Better ways to tackle plastic
-
23/06/2008
-
New Indian Express (Chennai)
The municipal corporation in Coimbatore, whose anti-plastics campaign has been de railed by a high court stay order, could learn something from an ongoing initiative across the country, at Guwahati. The two are based on different premises, if aimed at the same end, but this is an issue where any useful thinking is welcome. The Coimbatore initiative, as we have reported, was to ban any use or sale of plastic bags (upto a certain thickness), tumblers, plates and other throw-away items; in a welcome change, the campaign began and got going with strong all-party political backing. It was months in the making and launched in April; the stay (petitioned for by the association of makers and sellers of plastic goods) followed in a few weeks and all enforcement has been frozen. The Guwahati experiment, also profiled in our columns, is a private initiative. A non-government organisation has got together with other women's groups and is involving rag pickers in going house to house. They provide ginger and garlic in exchange for scrap plastic; every kg of the latter gets you Rs 10 worth of the former.
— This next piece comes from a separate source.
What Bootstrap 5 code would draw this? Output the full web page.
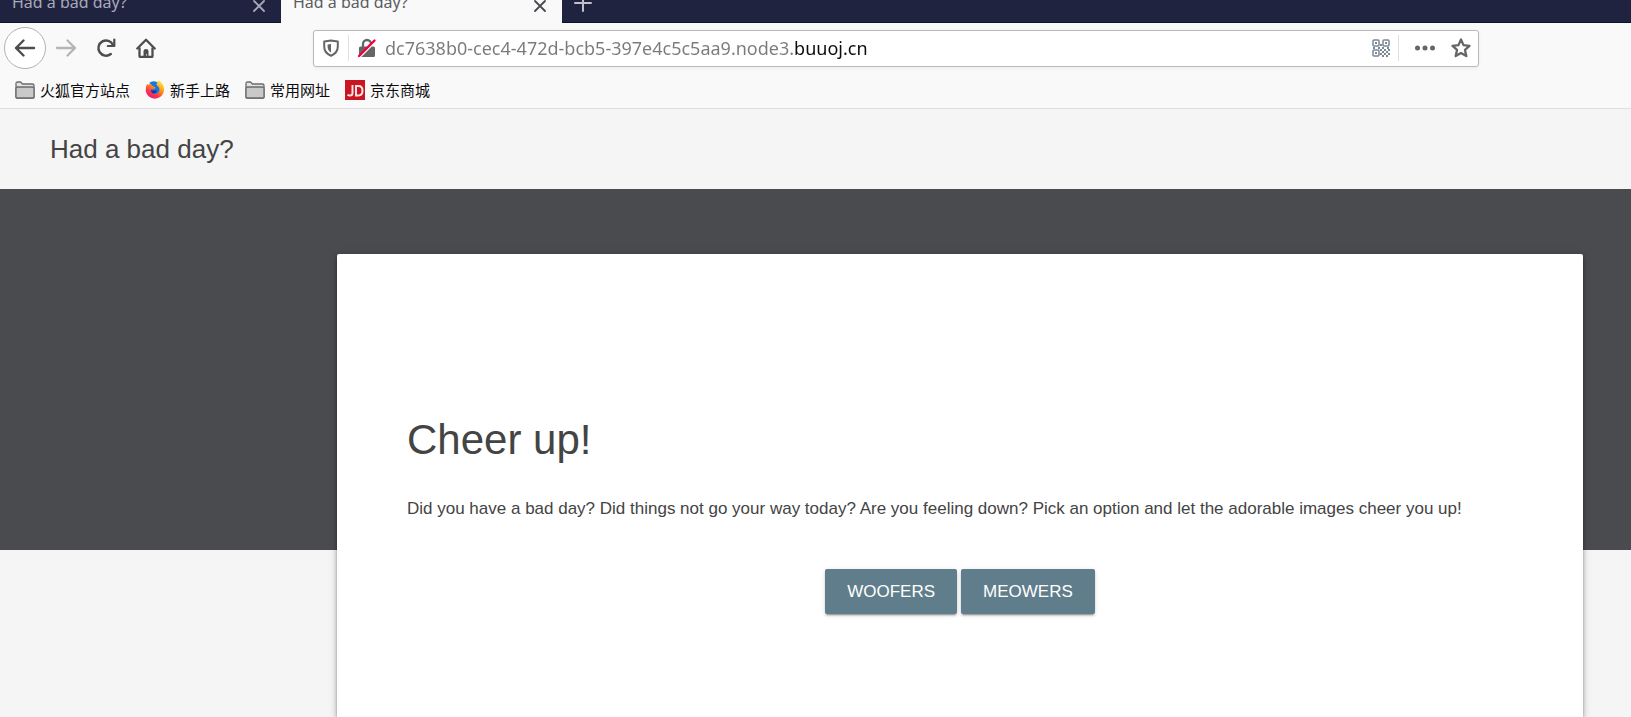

It began very recently and has got off to a good start. For now, they accept only recyclable plastic. Homes get a litter bin made of bamboo to store the stuff. The NGO pays the rag-pickers Rs 8 for every kg collected; earlier, the scrap value the latter got from recycling factories was only Rs 2. The NGO says it is able to sell the plastics to these factories for Rs 18-20 a kg. They're also negotiating with a Nagpur professor who has patented a technique for converting plastic waste to fuel oil; once that is settled they will collect non-recyclable plastic, too, and hope to gradually cover the entire state. It does seem to us that the Coimbatore municipality (and all others) could usefully take this thinking forward; it would also help if they work with the market in this fashion, instead of starting with bans and fines which immediately impact jobs and trade. Use of waste as fuel has exciting potential: note that the cement giant, ACC, uses waste (not just plastic yet) as a hydrocarbon fuel at five of its 11 units, and plans to convert the rest. If civic bodies and business join hands all could benefit.